ICYMI: Golden Calls Out Corporate Greed Behind New TV Ads on Rx Drugs
LEWISTON — In case you missed it, Congressman Jared Golden (ME-02) took to the pages of the Bangor Daily News on Friday to pull back the curtain on a set of misleading political TV ads currently running in Maine. In the op-ed, Golden shows that the misleading ads —which are intended to scare Mainers into opposing popular, common-sense measures to lower prescription drug prices — are funded by a dark money group whose top known contributors include the nation’s biggest pharmaceutical companies.
Rep. Jared Golden (ME-02)
“Hardly six months have gone by since Election Day, but corporate interests are once again flooding our TV screens with misleading, negative political ads. This time it’s the pharmaceutical companies and their allies, who are spending hundreds of thousands of dollars to warn you about a ‘socialist drug takeover’ or American drugs ‘marching straight through Beijing.’ In the ads, a dark and ominous voice tells you there’s a dangerous plan to seize the drug market and that you should call on me, your congressman in the 2nd District, to oppose it.
“It’s not the first time Big Pharma has used these scare tactics. Drug companies have grown used to year after year of sky-high profits while they jack up the price of medications like insulin on working Americans. These companies have a good thing going, and they want to protect it.That’s why they spend millions every year to lobby Congress and stage massive advertising campaigns designed to scare, mislead and distract Americans from the fact that their prescription prices keep going up and up, just like drug company profits.
“So with that in mind, let’s pull back the curtain and see what’s really behind these TV ads.”

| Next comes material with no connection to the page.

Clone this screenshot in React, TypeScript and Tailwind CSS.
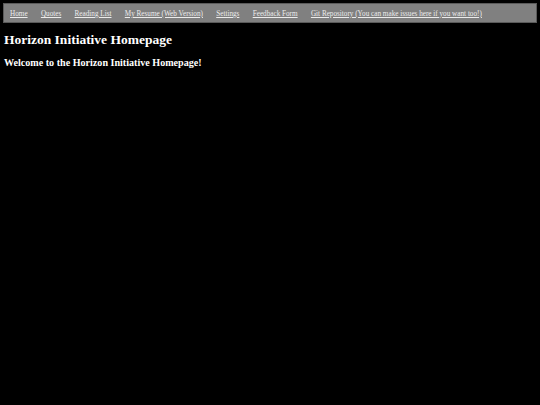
import React from "react";

const links = [
  "Home",
  "Quotes",
  "Reading List",
  "My Resume (Web Version)",
  "Settings",
  "Feedback Form",
  "Git Repository (You can make issues here if you want too!)",
];

export default function App() {
  return (
    <div
      className="min-h-screen w-full bg-black text-white px-[3px] pt-[3px]"
      style={{ fontFamily: '"Liberation Serif", "Times New Roman", serif' }}
    >
      <nav className="flex h-[20px] items-center gap-[13.3px] border border-[#5a5a5a] bg-[#808080] px-[6px] pt-[3px]">
        {links.map((l) => (
          <a
            key={l}
            href="#"
            className="text-[7.2px] leading-none text-[#ececec] underline"
          >
            {l}
          </a>
        ))}
      </nav>
      <h1 className="mt-[9px] ml-px text-[13.5px] font-bold leading-[16px]">
        Horizon Initiative Homepage
      </h1>
      <h2 className="mt-[9px] ml-px text-[10.1px] font-bold leading-[12px]">
        Welcome to the Horizon Initiative Homepage!
      </h2>
    </div>
  );
}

Congressman Golden has made lowering prescription drug prices for Mainers a top priority. Last month, he and three other representatives led a group of over 80 lawmakers calling on the Biden Administration to allow Medicare to negotiate lower drug prices for America’s seniors and use the savings generated to lower the eligibility age for Medicare to 60. Last Congress, he cosponsored and voted to pass H.R. 3, the Lower Drug Costs Now Act. One of the first bills he introduced when he came to Congress was the FLAT Prices Act, which would help lower drug costs by punishing pharmaceutical companies for abusive price hikes and limiting monopoly periods to encourage competition from generics.